:: Written problem ::
In the listing below, find every line with the string "React" and pull it out.

START

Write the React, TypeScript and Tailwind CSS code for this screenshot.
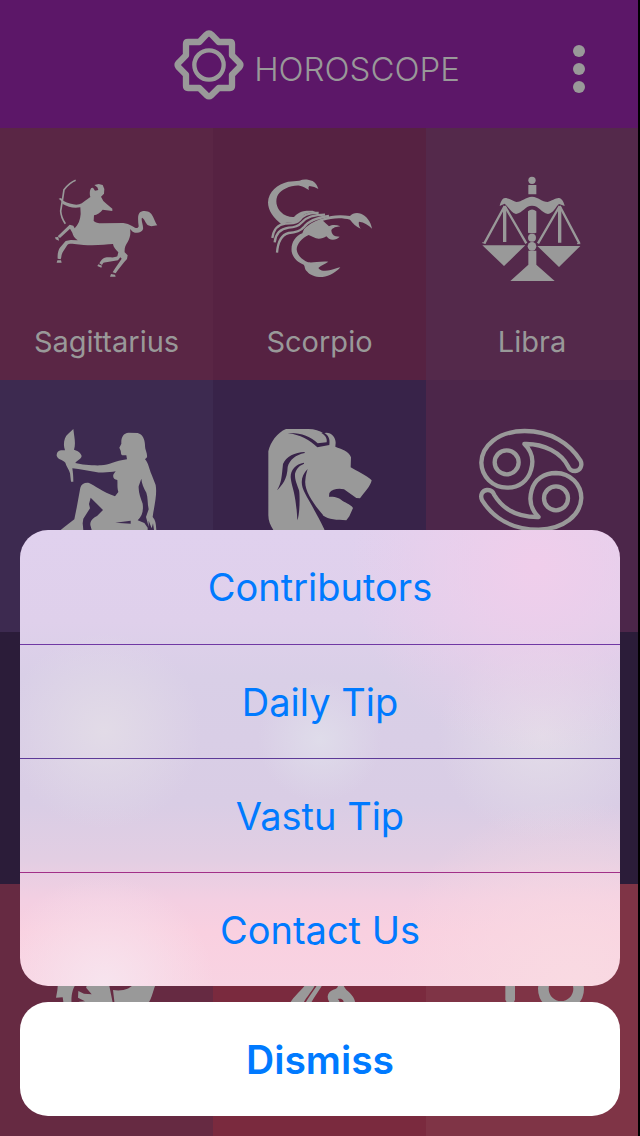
import React, { useState } from "react";

interface Sign {
  id: string;
  name?: string;
  color: string;
  art?: React.ReactNode;
  viewBox?: string;
}

const Centaur = (
  <>
    <path
      d="M105 46 C94 50 80 62 70 74 L66 101 L60 138 C61 154 67 166 74 176"
      fill="none"
      stroke="currentColor"
      strokeWidth="5"
    />
    <path d="M54 101 L61 99 L69 108 C84 116 102 121 116 118 C126 115 136 104 149 96 C146 86 147 75 152 69 L157 68 L163 77 L173 75 L170 67 L161 60 L174 57 L186 60 L191 72 L190 86 L181 95 L188 108 L198 117 L215 131 L215 138 L186 134 C180 143 168 149 160 151 L159 168 C164 173 172 175 184 175 L248 174 C258 175 266 179 274 183 C284 190 292 192 294 184 C292 168 290 149 298 142 C307 136 321 137 329 144 C338 151 342 171 350 181 L332 184 L322 181 C314 174 311 160 304 158 C300 164 309 181 307 193 C303 203 289 207 276 200 L268 192 C271 206 268 219 261 231 C254 241 251 250 252 262 L261 271 L259 282 C249 293 235 310 225 325 L216 322 C223 309 235 293 243 281 L239 277 L232 286 L196 292 C189 292 187 294 184 300 L176 295 C180 288 186 279 192 278 C207 275 220 280 230 274 L233 262 C225 254 218 246 217 237 C190 239 151 244 101 237 C92 237 86 235 80 240 L66 262 C61 271 63 278 60 283 L51 281 C50 270 52 258 57 249 L75 228 L90 225 L111 226 C101 219 97 211 95 203 L88 191 L58 219 L51 214 L87 179 L98 182 L102 190 C112 180 119 165 120 147 L119 127 C98 131 83 126 66 117 L62 108 Z" />
    <path d="M43 217 L53 216 L55 227 L45 223 Z M50 286 L61 286 L63 293 L48 293 Z M173 298 L184 302 L182 308 L170 303 Z M211 327 L223 329 L225 335 L208 335 Z" />
  </>
);

const Scorpion = (
  <>
    <path d="M78 179 C52 159 36 137 36 112 C37 79 65 58 96 50 L130 47 C144 41 158 44 170 48 C180 55 185 64 187 72 C179 68 171 64 160 63 C157 65 157 70 159 75 C149 70 143 64 131 62 C104 60 78 73 66 89 C57 105 61 127 74 140 C85 152 101 157 114 156 C123 144 139 138 152 137 L170 137 L181 142 C164 140 154 143 144 149 C134 157 130 166 120 171 C104 174 92 169 78 179 Z" />
    <g fill="none" stroke="currentColor" strokeWidth="7">
      <path d="M49 219 C53 192 68 178 88 176 C105 174 119 178 130 166 C141 150 158 142 188 144" />
      <path d="M56 232 C59 204 76 191 98 188 C117 188 128 183 138 172 C151 156 172 149 207 149" />
      <path d="M63 263 C66 224 78 209 98 204 C123 203 134 198 143 187 C157 167 183 158 219 153" />
    </g>
    <path d="M144 193 C162 174 181 166 202 160 C224 151 250 149 282 153 C289 145 301 142 315 146 C331 152 345 170 348 191 C338 180 325 172 309 170 C307 176 309 184 314 191 C300 185 291 175 282 164 C259 157 229 158 201 167 L209 175 L219 184 C229 178 241 179 253 184 C241 185 230 188 226 196 C226 204 231 212 239 214 L251 215 C243 224 229 227 219 221 L211 214 C201 221 184 224 173 217 L158 210 C137 219 123 237 122 253 C124 272 137 281 149 289 C164 297 181 288 217 290 C209 297 194 301 187 309 C193 319 210 319 224 315 C235 312 243 309 253 307 C242 320 221 334 200 336 C179 337 162 330 154 320 C145 313 148 305 143 299 C125 291 111 280 107 260 C104 235 117 213 139 205 Z" />
  </>
);

const Scales = (
  <>
    <circle cx="185" cy="46" r="11" />
    <path d="M174 60 H198 V88 H174 Z M173 139 Q185 128 198 139 V203 Q186 207 173 203 Z" />
    <path d="M88 123 C91 109 97 99 104 99 C113 98 127 108 138 111 C155 110 166 96 185 95 C204 96 215 111 232 111 C243 108 257 98 266 99 C275 101 281 111 283 123 L266 117 C255 127 249 145 233 147 C211 142 207 122 185 122 C165 122 158 143 137 147 C121 143 113 123 103 116 Z" />
    <g fill="none" stroke="currentColor" strokeWidth="7">
      <path d="M103 123 L42 235 M103 123 L168 235" />
      <path d="M268 123 L203 235 M268 123 L327 235" />
      <path d="M103 125 V231 M268 125 V233" strokeWidth="10" />
    </g>
    <circle cx="185" cy="218" r="12" />
    <circle cx="185" cy="244" r="13" />
    <path d="M36 241 H165 L101 303 Z M201 243 H330 L266 306 Z M174 257 H198 V299 L253 348 H120 L174 299 Z" />
    <path d="M36 233 L45 235 M320 236 H330" stroke="currentColor" strokeWidth="3" />
  </>
);

const Maiden = (
  <>
    <path d="M98 27 C101 52 106 71 100 89 C111 93 120 97 123 108 C121 119 109 120 104 129 C124 134 157 137 181 136 C206 135 222 123 259 118 L257 106 L245 106 C239 102 242 98 240 92 L236 83 L242 71 C241 53 247 39 264 38 L291 39 C306 43 312 57 313 75 C312 90 321 99 319 112 L313 118 C324 129 325 147 333 164 L345 195 C349 219 344 244 338 277 L336 291 C344 300 346 310 347 330 L340 330 L337 310 L333 325 L324 302 L324 320 L316 291 L324 268 C320 250 322 232 317 218 C309 204 303 190 302 176 L294 199 C293 217 300 235 306 251 C309 273 304 289 291 301 L311 309 L321 323 L321 330 H153 L149 315 C148 303 157 294 169 288 L187 270 L150 233 L145 252 L148 265 L128 296 L126 310 L128 330 H60 L72 320 L101 298 L108 263 L119 203 C122 192 133 187 145 189 C160 195 186 216 223 229 L233 216 C229 204 231 191 230 180 C219 179 215 169 219 162 L225 154 C208 157 182 160 161 155 L113 147 L95 145 C97 158 98 169 98 185 L91 185 L88 160 C85 148 77 139 74 128 C64 116 53 121 48 107 C48 93 56 89 73 91 C66 72 71 51 82 42 Z" />
    <path d="M224 308 L270 302 V311 Z" className="text-[#3d2a50]" fill="currentColor" />
  </>
);

const Lion = (
  <>
    <path d="M37 94 C43 67 64 37 90 27 H157 C176 27 191 32 202 40 L211 38 C227 38 239 52 239 68 L238 80 C256 88 278 91 285 112 L284 142 C299 151 334 168 347 181 C344 199 323 219 312 235 L301 234 L264 208 C248 204 228 207 220 219 L219 230 C240 229 252 235 259 242 C272 250 287 255 291 264 L280 289 L271 301 C242 299 219 301 200 286 C190 290 199 308 207 330 H52 C43 317 37 303 37 286 Z" />
    <g className="text-[#382349]" fill="currentColor">
      <path d="M95 39 C132 37 164 48 185 70 L212 67 C214 54 207 45 196 39 L204 38 C217 45 223 56 220 75 L184 82 C162 60 132 44 95 39 Z" />
      <path d="M146 96 C117 97 90 110 81 132 C77 169 77 189 63 211 C78 196 94 178 95 141 C101 119 119 105 146 99 Z" />
      <path d="M144 128 C119 132 104 150 104 171 C106 201 120 214 124 301 C132 280 132 224 129 211 C122 190 116 179 117 161 C121 146 129 138 144 131 Z" />
      <path d="M155 147 C134 168 132 192 147 220 C160 246 178 272 206 330 L220 330 C206 308 198 295 201 285 C172 251 144 212 148 181 C149 166 152 157 155 147 Z" />
    </g>
  </>
);

const Crab = (
  <g fill="none" stroke="currentColor" strokeWidth="13" strokeLinejoin="round">
    <circle cx="109" cy="127" r="36" />
    <circle cx="257" cy="235" r="36" />
    <path d="M162 72 C185 94 191 121 182 150 C173 182 146 204 110 203 C66 202 34 169 33 128 C34 79 82 33 163 33 C241 33 298 70 330 121 C338 137 329 152 315 153 C303 153 297 148 294 140 C273 99 221 70 162 72 Z" />
    <path d="M205 291 C183 270 175 242 184 211 C193 178 222 159 257 159 C300 160 333 193 333 234 C331 285 280 328 205 329 C126 329 69 294 36 242 C28 227 35 212 50 210 C61 209 69 216 72 225 C98 268 142 292 205 291 Z" />
  </g>
);

const Bearer = (
  <>
    <path d="M52 185 L108 185 C94 205 91 225 93 250 H69 L66 229 L46 230 L50 208 Z" />
    <path d="M106 250 L115 242 L133 241 L112 230 L113 210 L130 218 L153 220 L137 201 C133 190 160 185 205 190 L217 250 Z" />
    <path d="M217 207 C247 212 271 202 282 185 H347 C337 207 335 230 321 250 H222 Z" />
  </>
);

const Fish = (
  <>
    <path d="M152 185 H180 C172 208 152 225 140 250 H100 C113 223 139 208 152 185 Z" />
    <path d="M187 185 H202 C194 205 174 225 164 250 H147 C157 225 178 205 187 185 Z" />
    <path d="M247 185 H262 C262 212 294 211 299 250 H264 C264 238 259 230 245 234 C251 238 252 243 248 250 H225 C206 226 216 210 240 203 Q248 197 247 185 Z" />
  </>
);

const Horns = (
  <>
    <path d="M105 185 H134 V236 L128 250 H112 L105 236 Z" />
    <circle cx="272" cy="203" r="53" fill="none" stroke="currentColor" strokeWidth="32" />
  </>
);

const SIGNS: Sign[] = [
  { id: "sagittarius", name: "Sagittarius", color: "bg-[#5a2645]", art: Centaur, viewBox: "4 0 390 375" },
  { id: "scorpio", name: "Scorpio", color: "bg-[#562242]", art: Scorpion, viewBox: "-3 0 390 375" },
  { id: "libra", name: "Libra", color: "bg-[#54294b]", art: Scales, viewBox: "-10 0 390 375" },
  { id: "virgo", color: "bg-[#3d2a50]", art: Maiden, viewBox: "4 -9 390 375" },
  { id: "leo", color: "bg-[#382349]", art: Lion, viewBox: "-3 -9 390 375" },
  { id: "cancer", color: "bg-[#4c264a]", art: Crab, viewBox: "-10 -9 390 375" },
  { id: "gemini", color: "bg-[#2b1c39]" },
  { id: "taurus", color: "bg-[#2b1c39]" },
  { id: "aries", color: "bg-[#2b1c39]" },
  { id: "aquarius", color: "bg-[#662a42]", art: Bearer, viewBox: "4 0 390 375" },
  { id: "pisces", color: "bg-[#7a2a3e]", art: Fish, viewBox: "-3 0 390 375" },
  { id: "capricorn", color: "bg-[#7f3446]", art: Horns, viewBox: "-10 0 390 375" },
];

const ACTIONS = [
  { label: "Contributors", divider: "" },
  { label: "Daily Tip", divider: "border-t border-t-[#7038a4]" },
  { label: "Vastu Tip", divider: "border-t border-t-[#5d3a98]" },
  { label: "Contact Us", divider: "border-t border-t-[#a23088]" },
];

const SunLogo = () => (
  <svg viewBox="0 0 210 210" className="size-[70px]" fill="none" stroke="currentColor" aria-hidden="true">
    <path
      d="M105 10 Q109 10 113 14 L134 36 H168 Q174 36 174 42 V76 L196 98 Q202 105 196 112 L174 134 V168 Q174 174 168 174 H134 L112 196 Q105 202 98 196 L76 174 H42 Q36 174 36 168 V134 L14 112 Q8 105 14 98 L36 76 V42 Q36 36 42 36 H76 L97 14 Q101 10 105 10 Z"
      strokeWidth="19"
      strokeLinejoin="round"
    />
    <circle cx="105" cy="105" r="44" strokeWidth="13" />
  </svg>
);

const SignTile: React.FC<{ sign: Sign }> = ({ sign }) => (
  <div className={`flex flex-col items-center overflow-hidden pt-[37px] ${sign.color}`}>
    {sign.art && (
      <svg viewBox={sign.viewBox} className="h-[125px] w-[130px] shrink-0" fill="currentColor" aria-hidden="true">
        {sign.art}
      </svg>
    )}
    {sign.name && <span className="mt-[34px] text-[29px] leading-9">{sign.name}</span>}
  </div>
);

export default function App() {
  const [open, setOpen] = useState(true);

  return (
    <div className="relative flex min-h-screen flex-col border-r-2 border-black bg-[#2b1c39] font-['Inter','Liberation_Sans',sans-serif] text-[#999999]">
      <header className="grid h-32 grid-cols-[1fr_auto_1fr] items-center bg-[#5c1768] pt-0.5">
        <div className="col-start-2 flex items-center gap-2.5 pr-1">
          <SunLogo />
          <h1 className="pt-2 text-[33px] leading-10 font-light">HOROSCOPE</h1>
        </div>
        <button
          type="button"
          aria-label="Menu"
          onClick={() => setOpen(true)}
          className="mt-2 mr-[53px] flex flex-col gap-1.5 justify-self-end"
        >
          <span className="size-3 rounded-full bg-current" />
          <span className="size-3 rounded-full bg-current" />
          <span className="size-3 rounded-full bg-current" />
        </button>
      </header>

      <main className="grid flex-1 auto-rows-[252px] grid-cols-[213fr_213fr_212fr]">
        {SIGNS.map((sign) => (
          <SignTile key={sign.id} sign={sign} />
        ))}
      </main>

      {/* Action sheet */}
      {open && (
        <div className="absolute -right-0.5 bottom-0 left-0 flex flex-col gap-4 p-5 text-[38px] leading-none text-[#007aff]">
          <div className="flex flex-col overflow-hidden rounded-[28px] bg-[radial-gradient(circle_at_86%_8%,#f0ceeb_0,transparent_28%),radial-gradient(circle_at_14%_44%,#e2dbe7_0,transparent_17%),radial-gradient(circle_at_50%_46%,#dfdcea_0,transparent_16%),radial-gradient(circle_at_87%_45%,#e3dce8_0,transparent_18%),radial-gradient(circle_at_14%_100%,#f7e4ee_0,transparent_16%),radial-gradient(circle_at_92%_100%,#f9dae2_0,transparent_26%),linear-gradient(#e0d1ee_0%,#dfd0eb_20%,#d9cfe7_32%,#d9cde5_60%,#e2cee3_72%,#f3cfe2_81%,#f9d0e0_88%,#f8d3e2_100%)]">
            {ACTIONS.map((action) => (
              <button key={action.label} type="button" className={`h-[114px] ${action.divider}`}>
                {action.label}
              </button>
            ))}
          </div>
          <button
            type="button"
            onClick={() => setOpen(false)}
            className="h-[114px] rounded-[28px] bg-white text-[39px] font-semibold"
          >
            Dismiss
          </button>
        </div>
      )}
    </div>
  );
}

END

:: Task response ::
Write the React, TypeScript and Tailwind CSS code for this screenshot.
import React, { useState } from "react";
  art?: React.ReactNode;
const SignTile: React.FC<{ sign: Sign }> = ({ sign }) => (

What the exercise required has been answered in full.